Viewing the Qur’an as a text proclaimed in Arabia in Late Antiquity, the Corpus Coranicum project provides access to a collection of testimonies labeled as “Texte aus der Umwelt des Korans” (“Texts from the Environment of the Qur'an”). There, texts in Hebrew, Syriac, Greekt, Arabic, Ancient South Arabian, Ethiopian and others are being gathered, transcribed and translated, in order to highlight intersections and point out differences between and other documents from Late Antique culture, religions and traditions: Thus, the messages of the Qur'an can be viewed and understood in their respective contexts and in a new light.
Furthermore, the project gathers archeological evidence and conducts radiocarbon datings of qur’anic parchments in an ongoing German-French cooperation (2011-2014 Coranica, from 2015-2018 Paleocoran) to contribute substantially to the understanding of the Qur'an's history and the emergence of Islam. A joint goal of Corpus Coranicum and Paleocoran is to bring together all manuscripts that were originally kept in old Cairo and are now scattered around the world in a digital format for presenting them in their original form and order. On top of mere digitizations of the manuscripts, the Corpus Coranicum provides modernized transliterations of the original Arabic scripture. These transliterations are being shown in a self-developed font “Coranica” since other Arabic fonts like MS Typesetting or Amiri fail to display all the necessary characters occurring in the relevant texts of the project.
Next to commentaries, contextualization and analyzing manuscripts, the Corpus Coranicum project is building a corpus of variant readings on a word-level. Since the earliest time, the various readers of the Qur’an have recited the text in their own way. For each sura, each verse and word-coordinate in the Qur’an, the project compares the variant readings according to the written source with each other in order to show the varying tradition and interpretation of the holy text.
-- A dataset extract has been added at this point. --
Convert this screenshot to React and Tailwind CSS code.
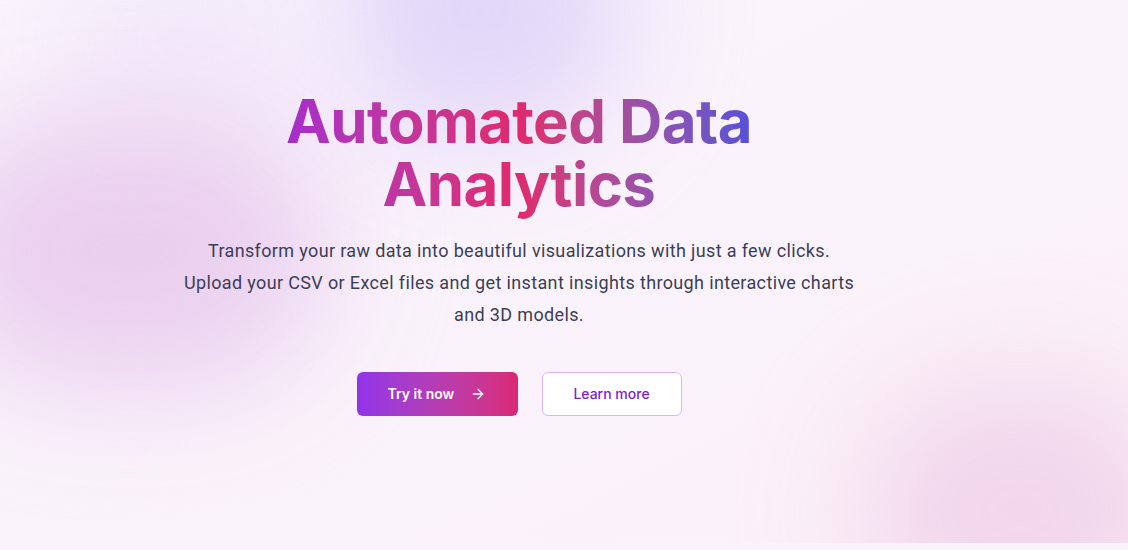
import React from "react";
import { ArrowRight } from "lucide-react";

function App() {
  return (
    <div className="min-h-[550px] bg-[#f9f3fa]" style={{ fontFamily: "Inter, 'Noto Sans', sans-serif" }}>
      <section className="relative h-[543px] overflow-hidden bg-gradient-to-br from-[#faf5fd] via-[#faf3fb] to-[#fcf0f7]">
        {/* blurred blobs */}
        <div className="absolute -top-[120px] left-[330px] h-[260px] w-[300px] rounded-full bg-[#dccff8] opacity-80 blur-[60px]" />
        <div className="absolute -top-[60px] left-[60px] h-[200px] w-[260px] rounded-full bg-[#f3eafa] opacity-90 blur-[50px]" />
        <div className="absolute top-[110px] -left-[70px] h-[280px] w-[400px] rounded-full bg-[#e9ccee] opacity-90 blur-[60px]" />
        <div className="absolute top-[380px] left-[860px] h-[260px] w-[320px] rounded-full bg-[#efcfe9] opacity-80 blur-[60px]" />

        <div className="relative flex flex-col items-center pr-[90px] pt-[90px]">
          <h1 className="w-fit bg-gradient-to-r from-[#a62dcb] via-[#e0286c] to-[#5650d8] bg-clip-text pb-2 text-center text-[60px] font-bold leading-[63px] tracking-[-0.01em] text-transparent">
            Automated Data
            <br />
            Analytics
          </h1>
          <p className="mt-[11px] text-center text-lg leading-8 tracking-[0.02em] text-[#3b3f55]" style={{ fontFamily: "Roboto, sans-serif" }}>
            Transform your raw data into beautiful visualizations with just a few clicks.
            <br />
            Upload your CSV or Excel files and get instant insights through interactive charts
            <br />
            and 3D models.
          </p>
          <div className="mt-[41px] flex gap-6">
            <button className="flex h-11 w-[161px] items-center justify-center gap-4 rounded-md bg-gradient-to-r from-[#9333ea] to-[#db2777] text-sm font-semibold text-white">
              Try it now
              <ArrowRight className="h-4 w-4" />
            </button>
            <button className="h-11 w-[140px] rounded-md border border-[#d8b4fe] bg-white text-sm font-medium text-[#7e22ce]">
              Learn more
            </button>
          </div>
        </div>
      </section>
    </div>
  );
}

export default App;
With the variant data accumulated so far the variances cannot only be analyzed on a word-to-word basis, but they can also be utilized to compute a general similarity measure between readers of the Qur’an by mapping the variant readings into a vector space which can be represented as a multi-dimensional matrix. For each word occurring in Qur’an, the Qur’an matrix is being assigned a dedicated row. Each variant reading of that word at this particular sura-verse-word-coordinate creates a column in that row, assigning the variant reading as its value. The same procedure is then applied to create matrices for each reader of the Qur’an. Whereas the Qur’an matrix can have multiple non-empty values in a row, a reader matrix can only have one: the corresponding coordinate of the variant reading the reader uses at that particular sura, vers and word position. Since the cutting angle between two vectors or matrices represents the similarity to each other, the Euclidian distance (see below) is being utilized to compute that similarity measure.
All the aforementioned branches of the Corpus Coranicum project, the history of the text, the manuscripts, analyses of variant readings, the literary and chronological commentary as well as the texts surrounding and having influenced the Qur’an are bundled together to develop a new perspective on the text. The website of the Corpus Coranicum goes beyond a traditional digital edition of the Qur’an and can better be described as a digital framework or digital information system for the Qur’an, as a variety of tools and different texts are present.
The project tries to pick up and go digitally beyond where German Qur’anic science tradition has left off. On top of the content created and functionalities implemented thus far, the projects aims at extending its range of features by providing internationalized versions of the website (English, French, Turkish) as well as integrating the Rafi Talmon (1948-2004, Arabist, University of Haifa) concordance to offer chrono-morphological and statistical analyses of the holy text.
The talk will give an overview about the current state of the project, will portray philological approaches and their technical applications as well as present results of the similarity computations mentioned above.